Johnson’s identification, when considered under all five Biggers factors, passes muster. His identification was reliable and not inherently incredible. The evidence would allow any rational jury to find that Mercado was guilty of the crimes charged.
B. Sentencing in compliance with 14 V.I.C. § 104
Although we affirm the trial court’s judgment, we remand for the limited purpose of resentencing pursuant to 14 V.I.C. § 104. See, e.g., Phillip, 58 V.I. at 592 (explaining that, under 14 V.I.C. § 104, “if more than one conviction is based on a single act, the trial court must ‘stay the imposition’ of punishment for all but one of the convictions”); Williams v. People, 56 V.I. 821, 832, 834 n.9 (V.I. 2012) (observing that “convicting and punishing [a defendant] of multiple crimes arising from the same act constitutes plain error, despite the fact that [the] sentences . . . were ordered to be served concurrently,” and concluding that “[s]ince a [227]*227defendant found guilty of multiple offenses arising from the same act cannot be convicted and punished separately for each offense, the proper procedure is to sentence the defendant for one offense and stay the imposition of any punishment for all the remaining offenses which arose out of the same act or indivisible course of conduct.”).
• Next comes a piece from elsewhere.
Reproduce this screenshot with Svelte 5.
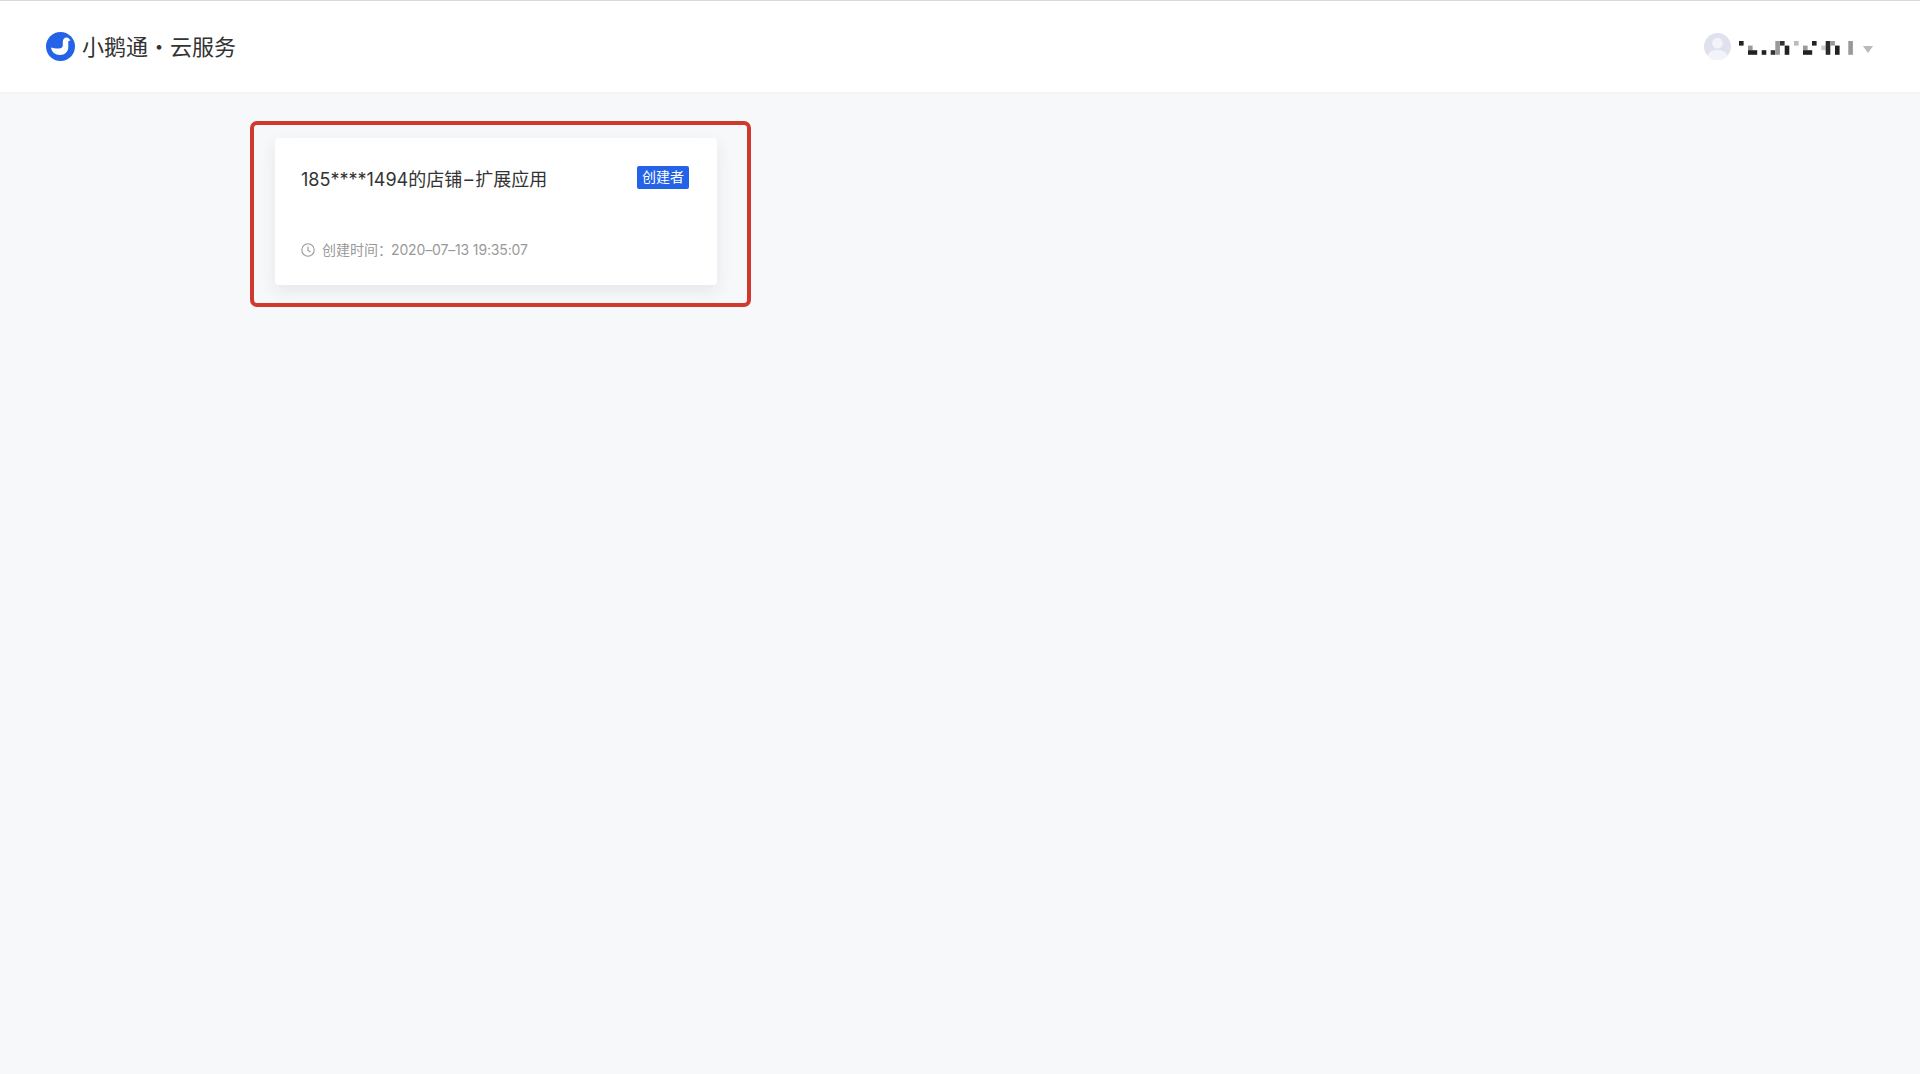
<script>
    // mosaic over the account name: [x, y, w, h, colour]
    const mosaic = [
        [0, 0, 4.6, 4.6, "#222"],
        [9, 4.6, 4.6, 4.6, "#999"],
        [9, 9.2, 9.2, 4.6, "#222"],
        [22.7, 9.2, 4.6, 4.6, "#222"],
        [31.7, 9.2, 4.6, 4.6, "#333"],
        [36.3, 0, 4.6, 13.8, "#999"],
        [41, 0, 4.6, 4.6, "#333"],
        [45.7, 4.6, 4.6, 9.2, "#222"],
        [55, 0, 4.6, 4.6, "#bbb"],
        [64, 4.6, 4.6, 4.6, "#999"],
        [64, 9.2, 9.2, 4.6, "#222"],
        [73, 0, 4.6, 4.6, "#222"],
        [82.3, 4.6, 4.6, 4.6, "#ccc"],
        [86.7, 0, 4.6, 13.8, "#2a2a2a"],
        [91.3, 0, 4.6, 4.6, "#999"],
        [96, 4.6, 4.6, 9.2, "#222"],
        [109.3, 0, 4.6, 13.8, "#999"]
    ];
</script>

<div class="page">
    <header class="topbar">
        <div class="brand">
            <svg class="logo" viewBox="0 0 29 29" width="29" height="29">
                <circle cx="14.5" cy="14.5" r="14.5" fill="#2462e8" />
                <path
                    d="M5 15.5c3 1.200 7 1.400 9.500.7 1.600-.5 2.300-1.600 2.300-3V9.500c0-2.300 1.500-4 3.500-4 1.200 0 2.100.5 2.700 1.300l1.500 1.400-2.200 1.100V15c0 4.600-3.400 8-8.300 8-4.800 0-8.500-3-9-7.500z"
                    fill="#fff"
                />
            </svg>
            <span class="brand-name">小鹅通・云服务</span>
        </div>
        <div class="account">
            <svg class="avatar" viewBox="0 0 28 28" width="27" height="27">
                <circle cx="14" cy="14" r="14" fill="#dfe1ef" />
                <circle cx="14" cy="10.500" r="5.500" fill="#f3f4fa" />
                <path d="M3.500 23.500c2-4.500 6-6 10.500-6s8.500 1.500 10.500 6a14 14 0 0 1-21 0z" fill="#f3f4fa" />
            </svg>
            <svg class="mosaic" viewBox="0 0 114 14" width="114" height="14">
                {#each mosaic as [x, y, w, h, colour]}
                    <rect {x} {y} width={w} height={h} fill={colour} />
                {/each}
            </svg>
            <span class="caret"></span>
        </div>
    </header>

    <main class="content">
        <section class="card">
            <div class="card-head">
                <h3 class="card-title">185****1494的店铺<span class="dash">–</span>扩展应用</h3>
                <span class="badge">创建者</span>
            </div>
            <div class="card-foot">
                <svg viewBox="0 0 14 14" width="14" height="14" fill="none" stroke="#999" stroke-width="1.100">
                    <circle cx="7" cy="7" r="6.200" />
                    <path d="M7 3.500V7.500L9.500 9" />
                </svg>
                <span>创建时间：</span>
                <span class="created">2020–07–13 19:35:07</span>
            </div>
            <!-- red annotation drawn round the card -->
            <div class="annotation"></div>
        </section>
    </main>
</div>

<style>
    :global(body) {
        background-color: #f7f8fa;
        font-family: "Inter", "Noto Sans CJK SC", sans-serif;
    }
    .page {
        min-height: 1074px;
        display: flex;
        flex-direction: column;
    }
    .topbar {
        height: 92px;
        box-sizing: border-box;
        display: flex;
        align-items: center;
        justify-content: space-between;
        padding: 0 47px 0 46px;
        background-color: #fff;
        border-top: 1px solid #d9d9d9;
        box-shadow: 0 1px 3px rgba(0, 0, 0, 0.03);
    }
    .brand {
        display: flex;
        align-items: center;
        gap: 7px;
    }
    .brand-name {
        margin-top: -4px;
        font-size: 22px;
        color: #333;
        font-family: "Noto Sans CJK SC", sans-serif;
    }
    .account {
        display: flex;
        align-items: center;
    }
    .mosaic {
        margin: 3px 0 0 8px;
    }
    .caret {
        margin: 5px 0 0 10px;
        border-left: 5.5px solid transparent;
        border-right: 5.5px solid transparent;
        border-top: 7px solid #bbb;
    }
    .content {
        padding: 46px 0 0 275px;
    }
    .card {
        position: relative;
        width: 442px;
        height: 147px;
        box-sizing: border-box;
        padding: 29px 28px 0 26px;
        background-color: #fff;
        border-radius: 4px;
        box-shadow: 0 6px 16px rgba(40, 50, 80, 0.09);
    }
    .card-head {
        display: flex;
        justify-content: space-between;
        align-items: flex-start;
    }
    .card-title {
        margin: 0;
        font-size: 18px;
        font-weight: 400;
        line-height: 26px;
        color: #333;
    }
    .dash {
        margin: 0 2px;
    }
    .badge {
        width: 52px;
        height: 23px;
        margin-top: -1px;
        text-align: center;
        font-size: 14px;
        line-height: 22px;
        color: #fff;
        background-color: #2462e8;
        border-radius: 2px;
    }
    .card-foot {
        display: flex;
        align-items: center;
        margin-top: 47px;
        font-size: 14px;
        line-height: 20px;
        color: #999;
    }
    .card-foot svg {
        margin-right: 7px;
    }
    .created {
        margin-left: -1px;
        letter-spacing: -0.15px;
    }
    .annotation {
        position: absolute;
        left: -25px;
        top: -17px;
        width: 501px;
        height: 186px;
        box-sizing: border-box;
        border: 4px solid #d03a2e;
        border-radius: 7px;
    }
</style>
The trial court erred by sentencing Mercado separately for the convictions of first degree robbery and grand larceny because they arose out of the same act. Thus, this case should be remanded for this limited purpose.
V. CONCLUSION
For the reasons discussed above, this Court affirms the Judgment and Commitment entered by the Superior Court on July 12, 2012. However, we remand for the limited purpose of resentencing on the grand larceny charge pursuant to 14 V.I.C. § 104.